Arts & Entertainment
3 min

Missed connections that connect

Do You Want What I Have Got? A Craigslist Cantata

The four main characters work seamlessly together and without apparent ego.
The designation “cantata” conjures aural visions of serious spiritual music and high art; the website Craigslist is known for teetering on the edge of sleaziness and disrepute. Do You Want What I Have Got? A Craigslist Cantata exists in a wonderful space somewhere between the two extremes — and has the added advantage of being side-splittingly funny.
 
The musical — because it is far beyond a “cantata,” with clever, intricate choreography and a lively score that pilfers from every genre of popular music — begins with riffs on unintentionally hilarious Craigslist ads. Whether declaimed as monologues or set to music, the ads are strung together or deftly explored for maximum humour.
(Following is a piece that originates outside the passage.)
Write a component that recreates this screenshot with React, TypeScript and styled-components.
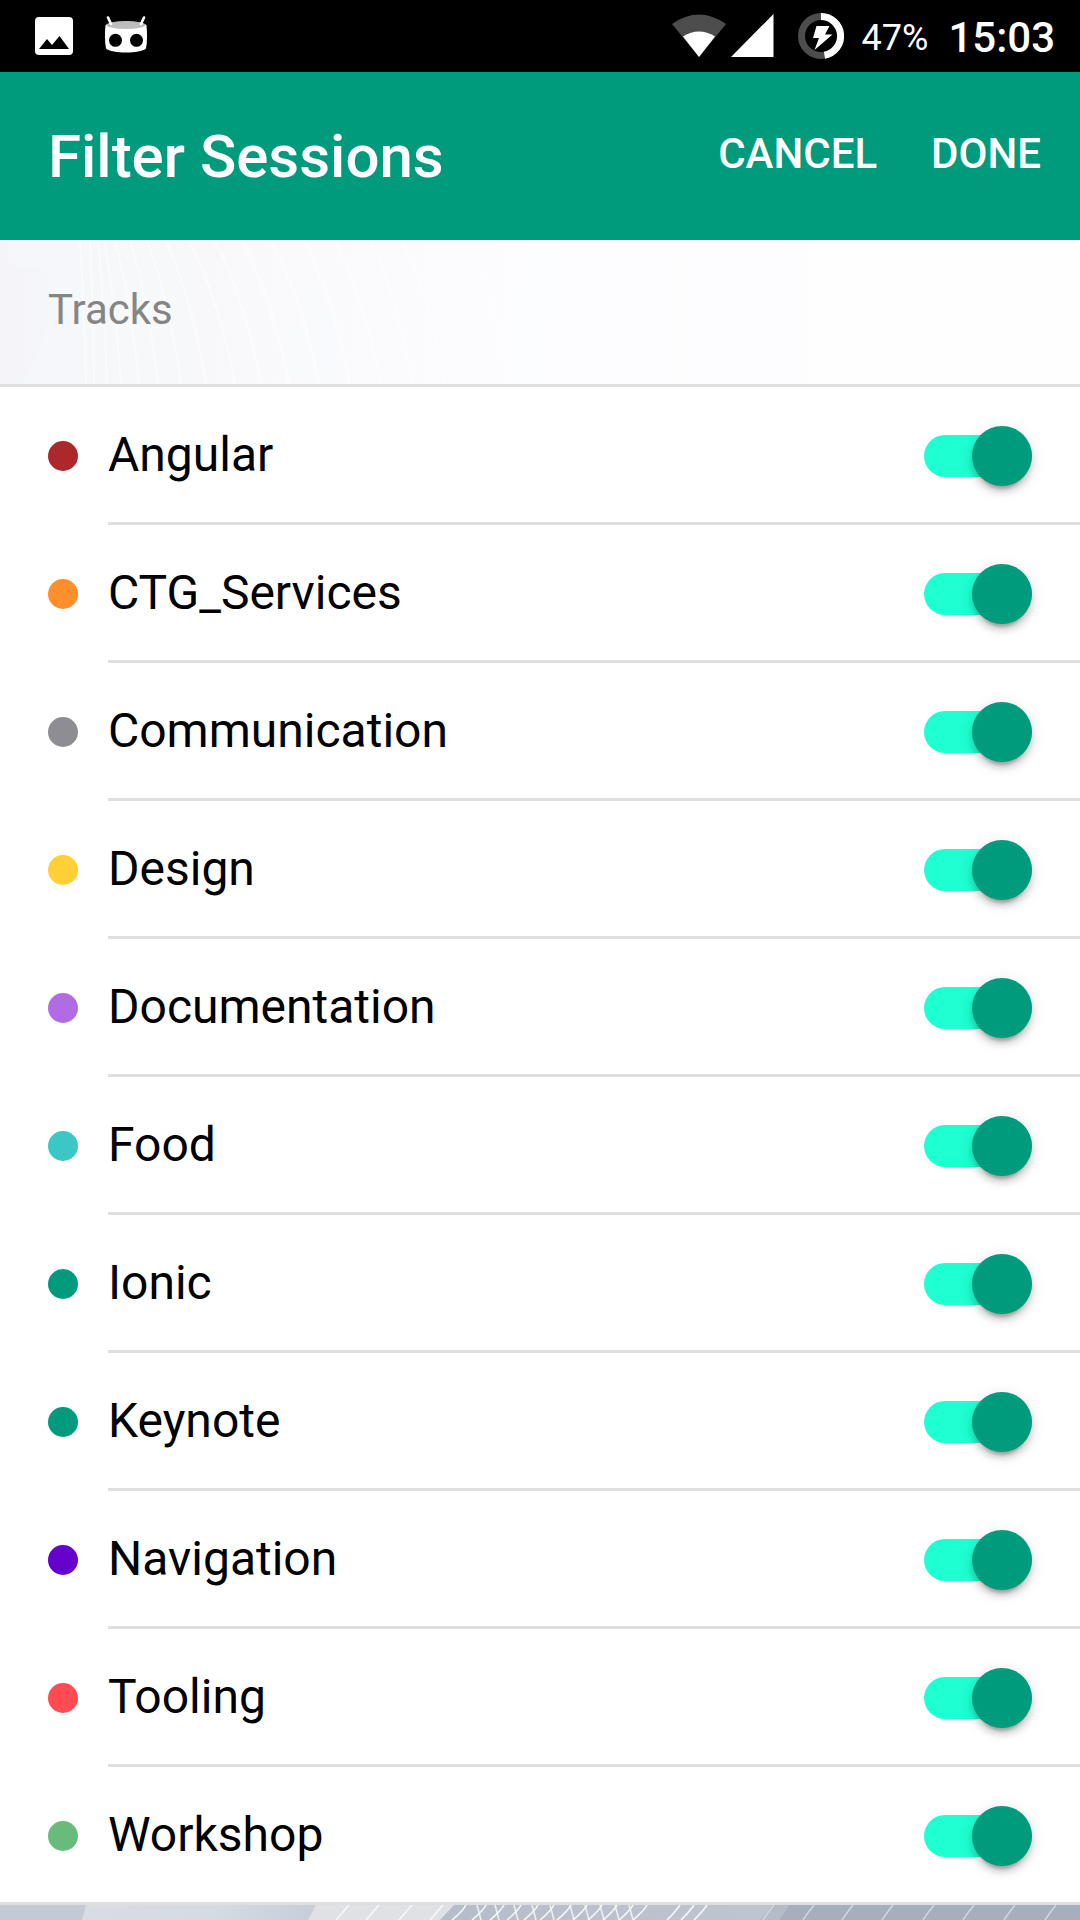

Yet the laughs, like the very best laughs, are tinged with recognition; all the characters are human, with deep desires and definite needs. Yes, they induce laughter at their oddity, but there is something heartbreakingly familiar in their quirks.
 
Do You Want What I Have Got? is not content to mock hapless Craigslist posters. The songs and script posit questions about why people post, the lack of connection on the internet and the disconnect in our daily lives. Detours into biblical imagery, coulrophilia, flatulence and the nomenclature of penguins somehow wind back, interweave and lead to a gorgeous song, “Did Someone See Me Today?” that fuses Craigslist’s “missed connections” section with the emotional state of the world. Even a take on the horrors of spelling, punctuation and grammar on Craigslist manages to be funny, witty and fast enough not to wear out its welcome. Do You Want What I Have Got? is extraordinarily clever — its mocking of Sondheim must be an in-joke — but so eager to entertain and so successful at entertaining that the deep thoughts don’t surface until the lights come up, the laughter subsides and audience members are startled to find tears in their eyes.
 
The cast as a whole is astounding. The scenes arrive quickly and relentlessly, yet each character is given a touch of humanity to raise them above caricature or objects of derision. It is a strange luxury to be able to laugh with characters that could have been easily mocked for quick and plentiful laughs. Each of the four main performers get several moments that would stop a lesser show in its tracks, yet they work seamlessly together and without apparent ego.
 
Selina Martin has huge, expressive eyes and the vocal quality of a Macy Gray with half the rasp, so most of the more disturbing or sexual characters fall to her. Whether playing a saw while describing a child-size guillotine or offering a ghost in a bottle, she is unnerving, sexy and mesmerizing. Bree Greig has vocal chops to spare and incredibly limber limbs: her quest for a roommate begins as Fosse-esque and devolves into sheer demented shtick. Dimitry Chepovetsky unleashes a gamut of accents and sexual quirks that keep threatening to derail his casual everyman demeanour. A well-timed wink or hip swivel let the audience in on the joke, and all collectively develop a crush on characters who are utterly misguided but oddly sexually appealing and lovable. Daren A Herbert gets the big songs — his gospel-inflected rumination on a closeted man’s need for love is a powerhouse — and has a voice that can apparently do anything. He also projects an irresistible heat that is undercut or amplified seemingly at will. All four are wonderful to watch and hear and make a staging and choreography that is infinitely complicated and physical seem deceptively simple and straightforward.
 
Drummer Barry Mirochnick is part of the action and has a deadpan delivery that contrasts nicely with the rapid-fire action filling the stage. And pianist — and composer and musical director — Veda Hille is a presence all of her own. Somehow she creates a persona that I can only feebly try to explain as a non-bitter Randy Newman crossed with Dame Edna Everage. She sings an unaffected version of an ad for sponges that is deliciously disturbing and completely uproarious. Any other show would be stopped in its tracks; Do You Want What I Have Got? just rises to greater heights.
 
The book, music and lyrics appear random and simple but are artfully constructed to create a mood that lingers rather than a straightforward theme or point of view. The only quibble would be that the wealth of material in the “men seeking men” section of Craigslist is glossed over; I heartily recommend this production but would be even more excited by a version that served up the gay.
 
There will be no unwanted tickets for Do You Want What I Have Got? available on Craigslist, but I have no doubt that once the word of mouth starts to spread, there will be ads from people desperate to find tickets. “Wanted: Two tickets for a rollicking good time with a tuneful heart of gold. Willing to pay or do anything. Serious responses only, please.”